Britain's three spy agencies have turned to American company Amazon to host top-secret material on its cloud platform.

UK’s signals intelligence group GCHQ will use Amazon Web Services the most, while national security agency MI5, foreign intelligence service MI6, and other departments including the Ministry of Defence will use AWS during joint operations.

The secret contract was first reported by The Financial Times, but no details have been publicly revealed. Estimates place the contract at between £500m and £1bn over the next decade.

GCHQ's headquarters. Image courtesy of the Creative Commons
– Ministry of Defence

Can the US access the data?

The agencies’ data will be held in Britain, in Amazon data centers. The new cloud contract will allow spies to share data internally more easily, and use AI to recognize and translate speech. It will also allow GCHQ, MI5, and MI6 to conduct faster searches on each other’s databases, the Financial Times reports.

“This is yet another worrying public-private partnership, agreed in secret,” Gus Hosein, executive director of Privacy International, told the publication.

“If this contract goes through, Amazon will be positioned as the go-to cloud provider for the world’s intelligence agencies. Amazon has to answer for itself which countries’ security services it would be prepared to work for.”

Amazon scored its first big surveillance contract back in 2013, with the CIA. The $600 million deal was followed by dozens of other US military and surveillance contracts, although the CIA is now preparing to hand out billions to a wider consortium comprising AWS, Microsoft, Google, Oracle, and IBM.

In 2020, General Keith Alexander, a former head of the US National Security Agency (NSA) joined Amazon's board of directors.

During his time at the NSA Alexander is best known for building the global mass surveillance network that tapped the networks of Google, Microsoft, Yahoo, and Facebook, among others, which was exposed by whistleblower Edward Snowden in 2013. Alexander also misled the House Intelligence Committee when asked whether his agency was involved in warrantless wiretapping.

A year after Alexander joined Amazon, the cloud company won a secret $10 billion contract from the NSA - a contract which Microsoft is trying to scupper.

The UK's intelligence agencies have reportedly claimed that Amazon will have no access to data, although the company may be able to glean some information from usage habits.
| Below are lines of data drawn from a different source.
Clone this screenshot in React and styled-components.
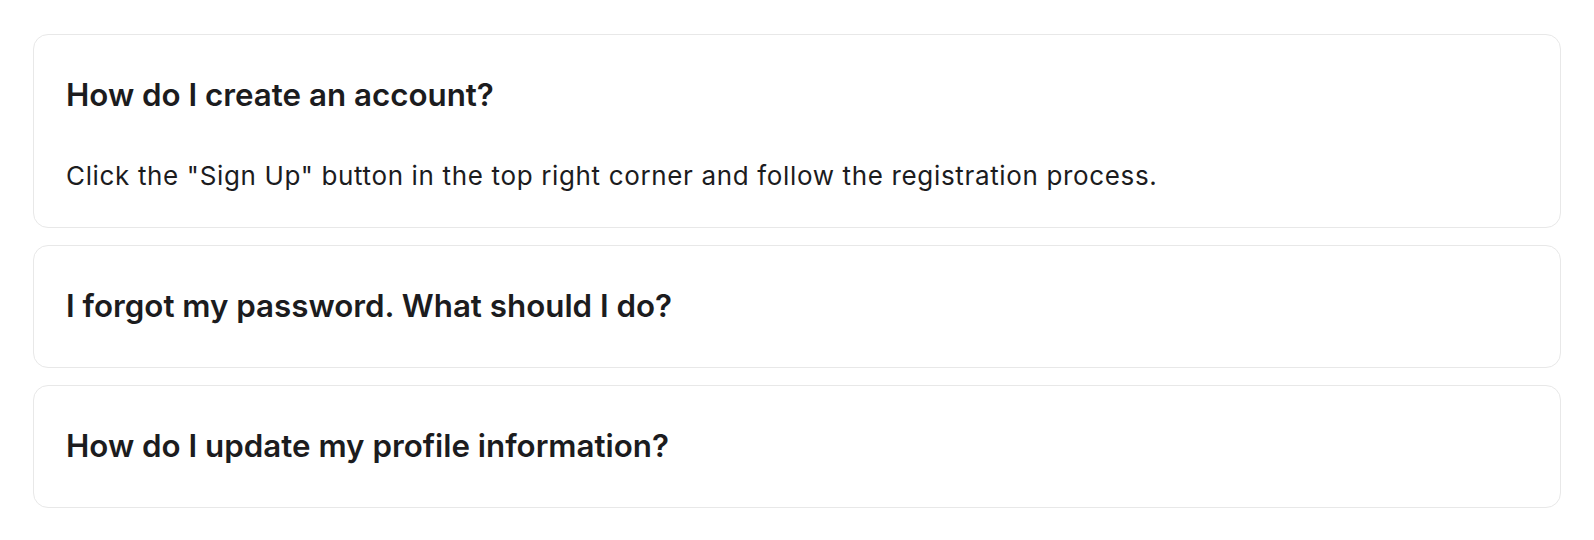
import React, { useState } from "react";
import styled, { createGlobalStyle } from "styled-components";

const GlobalStyle = createGlobalStyle`
  * {
    box-sizing: border-box;
  }
  body {
    margin: 0;
    background: #ffffff;
    font-family: Inter, "Noto Sans", "Liberation Sans", sans-serif;
    color: #1c1c1e;
  }
`;

const FaqList = styled.div`
  padding: 34px 33px;
  display: flex;
  flex-direction: column;
  gap: 17px;
`;

const FaqItem = styled.div`
  background: #ffffff;
  border: 1px solid #e8e8e8;
  border-radius: 15px;
  overflow: hidden;
`;

const Question = styled.button`
  display: block;
  width: 100%;
  padding: 40px 32px;
  border: none;
  background: none;
  text-align: left;
  font-family: inherit;
  font-size: 31.3px;
  font-weight: 600;
  line-height: 41px;
  color: #1c1c1e;
  cursor: pointer;
`;

const Answer = styled.p`
  margin: 0;
  padding: 0 32px 32px;
  font-size: 26px;
  letter-spacing: 0.65px;
  line-height: 39px;
  color: #1c1c1e;
`;

const faqs = [
  {
    q: "How do I create an account?",
    a: 'Click the "Sign Up" button in the top right corner and follow the registration process.',
  },
  {
    q: "I forgot my password. What should I do?",
    a: 'Click "Forgot password" on the login page and we will email you a link to reset it.',
  },
  {
    q: "How do I update my profile information?",
    a: "Open your account settings and edit the fields you want to change.",
  },
];

const App = () => {
  const [open, setOpen] = useState(0);

  return (
    <>
      <GlobalStyle />
      <FaqList>
        {faqs.map((item, i) => (
          <FaqItem key={item.q}>
            <Question onClick={() => setOpen(open === i ? -1 : i)}>{item.q}</Question>
            {open === i && <Answer>{item.a}</Answer>}
          </FaqItem>
        ))}
      </FaqList>
    </>
  );
};

export default App;
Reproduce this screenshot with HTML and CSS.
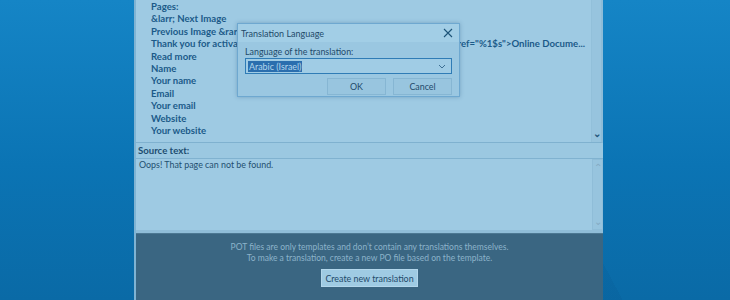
FILE: index.html
```html
<!DOCTYPE html>
<html lang="en">
<head>
  <meta charset="UTF-8">
  <title>Poedit - Translation Language</title>
  <link rel="stylesheet" href="styles.css">
</head>
<body>

<div class="desktop">
  <div class="app">
    <section class="strings">
      <ul class="string-list">
        <li>Pages:</li>
        <li>&amp;larr; Next Image</li>
        <li>Previous Image &amp;rarr;</li>
        <li class="long"><span>Thank you for activati</span><span class="tail">href="%1$s"&gt;Online Docume...</span></li>
        <li>Read more</li>
        <li>Name</li>
        <li>Your name</li>
        <li>Email</li>
        <li>Your email</li>
        <li>Website</li>
        <li>Your website</li>
      </ul>
      <div class="scrollbar">
        <span class="arrow down dark">&#8964;</span>
      </div>
    </section>

    <div class="source-label">Source text:</div>
    <section class="source">
      <p class="source-text">Oops! That page can not be found.</p>
      <div class="scrollbar light">
        <span class="arrow up">&#8963;</span>
        <span class="arrow down">&#8964;</span>
      </div>
    </section>

    <section class="pot-panel">
      <p>POT files are only templates and don&rsquo;t contain any translations themselves.<br>
      To make a translation, create a new PO file based on the template.</p>
      <button class="create-btn">Create new translation</button>
    </section>

    <div class="dialog">
      <div class="dialog-title">
        <span>Translation Language</span>
        <svg class="close" width="10" height="10" viewBox="0 0 10 10">
          <path d="M1 1 L9 9 M9 1 L1 9" stroke="#1d5378" stroke-width="1.1" fill="none"/>
        </svg>
      </div>
      <div class="dialog-body">
        <label class="field-label">Language of the translation:</label>
        <div class="select">
          <span class="selected">Arabic (Israel)</span>
          <svg width="8" height="5" viewBox="0 0 8 5">
            <path d="M1 1 L4 4 L7 1" stroke="#3d6f94" stroke-width="1" fill="none"/>
          </svg>
        </div>
        <div class="dialog-buttons">
          <button class="btn">OK</button>
          <button class="btn">Cancel</button>
        </div>
      </div>
    </div>
  </div>
</div>

</body>
</html>
```

FILE: styles.css
```css
html, body {
  margin: 0;
  height: 100%;
}
body {
  font-family: Lato, 'Open Sans', sans-serif;
  overflow: hidden;
}
.desktop {
  height: 300px;
  background:
    linear-gradient(62deg, transparent 0 55%, rgba(0, 40, 90, 0.06) 55% 70%, transparent 70%),
    linear-gradient(125deg, transparent 0 40%, rgba(255, 255, 255, 0.04) 40% 60%, transparent 60%),
    linear-gradient(180deg, #1585c6 0%, #0b74b4 55%, #0a6aa6 100%);
}
.app {
  position: relative;
  margin-left: 134px;
  width: 469px;
  height: 300px;
  display: flex;
  flex-direction: column;
  background-color: #9ecae3;
  border-left: 2px solid #7fb3d3;
  box-sizing: border-box;
}
.strings {
  height: 142px;
  display: flex;
  border-bottom: 1px solid #7fb1cf;
  border-right: 2px solid #8dbcd8;
}
.string-list {
  flex: 1;
  list-style: none;
  margin: 0;
  padding: 1px 0 0 15px;
  font-weight: bold;
  font-size: 9.6px;
  color: #1b5a89;
}
.string-list li {
  height: 12.4px;
  line-height: 12.4px;
  white-space: nowrap;
}
.string-list .long {
  display: flex;
}
.string-list .tail {
  margin-left: auto;
  padding-right: 6px;
}
.scrollbar {
  width: 9px;
  display: flex;
  flex-direction: column;
  justify-content: flex-end;
  align-items: center;
  background-color: #97c4de;
  border-left: 1px solid #92c0da;
}
.arrow {
  font-size: 10px;
  line-height: 8px;
  height: 8px;
  color: #84aac3;
}
.arrow.dark {
  color: #22557b;
  font-weight: bold;
  margin-bottom: 5px;
}
.scrollbar.light {
  justify-content: space-between;
  padding: 3px 0 4px;
  border: 1px solid #8fbdd8;
}
.source-label {
  height: 15px;
  line-height: 15px;
  padding-left: 2px;
  font-size: 9.6px;
  font-weight: bold;
  color: #1d4d70;
  background-color: #9bc8e1;
  border-bottom: 1px solid #80b2d0;
}
.source {
  height: 71px;
  display: flex;
  border-bottom: 3px solid #8fbdd8;
}
.source-text {
  flex: 1;
  margin: 0;
  padding: 0 0 0 3px;
  font-size: 8.9px;
  color: #234f70;
}
.pot-panel {
  flex: 1;
  background-color: #3a6682;
  border-top: 1px solid #4c7893;
  text-align: center;
  color: #8cb3ca;
  font-size: 8.5px;
}
.pot-panel p {
  margin: 8px 0 5px;
  line-height: 11px;
}
.create-btn {
  font-family: inherit;
  font-size: 8.9px;
  color: #1e4a6a;
  background-color: #9fcbe3;
  border: 1px solid #b3d7ec;
  padding: 0;
  width: 97px;
  height: 18px;
}
.dialog {
  position: absolute;
  left: 101px;
  top: 23px;
  width: 223px;
  height: 74px;
  box-sizing: border-box;
  border: 1px solid #6ea8d0;
  background-color: #9ac7e1;
  box-shadow: 0 0 4px rgba(40, 90, 130, 0.35);
  display: flex;
  flex-direction: column;
}
.dialog-title {
  height: 18px;
  display: flex;
  align-items: center;
  justify-content: space-between;
  padding: 0 6px 0 3px;
  background-color: #a2cee6;
  font-size: 9px;
  color: #1f4a6a;
}
.dialog-body {
  flex: 1;
  padding: 4px 7px 0 7px;
  display: flex;
  flex-direction: column;
}
.field-label {
  font-size: 8.9px;
  color: #1f4a6a;
  line-height: 11px;
}
.select {
  margin-top: 1px;
  height: 14px;
  border: 1px solid #2f7cb6;
  background-color: #a0cce5;
  display: flex;
  align-items: center;
  justify-content: space-between;
  padding: 0 5px 0 2px;
}
.selected {
  font-size: 8.9px;
  color: #b4d6ec;
  background-color: #2a6eae;
  padding: 0 1px;
  line-height: 11px;
}
.dialog-buttons {
  display: flex;
  justify-content: flex-end;
  gap: 7px;
  margin-top: 4px;
}
.btn {
  font-family: inherit;
  width: 59px;
  height: 17px;
  padding: 0;
  font-size: 8.9px;
  color: #1f4a6a;
  background-color: #98c5df;
  border: 1px solid #86b6d3;
}
```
It is not clear if the data is covered under the Clarifying Lawful Overseas Use of Data Act or CLOUD Act, a US law which could theoretically allow federal law enforcement to demand the UK data. Under CLOUD, US agencies can compel US-based technology companies to provide requested data stored on their servers, regardless of whether the data are stored in the US or on foreign soil.

No local cloud?

Apparently the agencies chose to use the services of a foreign provider because the UK has no cloud provider of its own. They could have turned to smaller European cloud providers like OVHcloud - although the deal would have been worth nearly a quarter of OVH's market cap.

European governments, which were spied on by both the NSA and GCHQ, have historically been less trusting of US cloud providers - with Germany's data watchdog speaking out against federal use of AWS.

This year, France passed stringent sovereignty requirements for state and critical infrastructure, restricting where government agencies could put their data. To get around it whilst still offering the technology of better-funded US providers, Capgemini and Orange plan to set up 'Bleu.' This will offer Microsoft Azure and 365 cloud services, but with Capgemini and Orange in control of the data centers, which will be kept separate from the wider Azure infrastructure. The sites will be operated entirely by Bleu staff, in France.

This is a similar approach to an attempt by Microsoft in 2015 to allow German customers to evade US access to their data through a deal whereby Deutsche Telekom would manage those customers. The scheme failed and was quietly closed down.

The wider EU hopes to knit together a patchwork of local offerings, and European-law-abiding-foreign-businesses, under the Gaia-X cloud banner.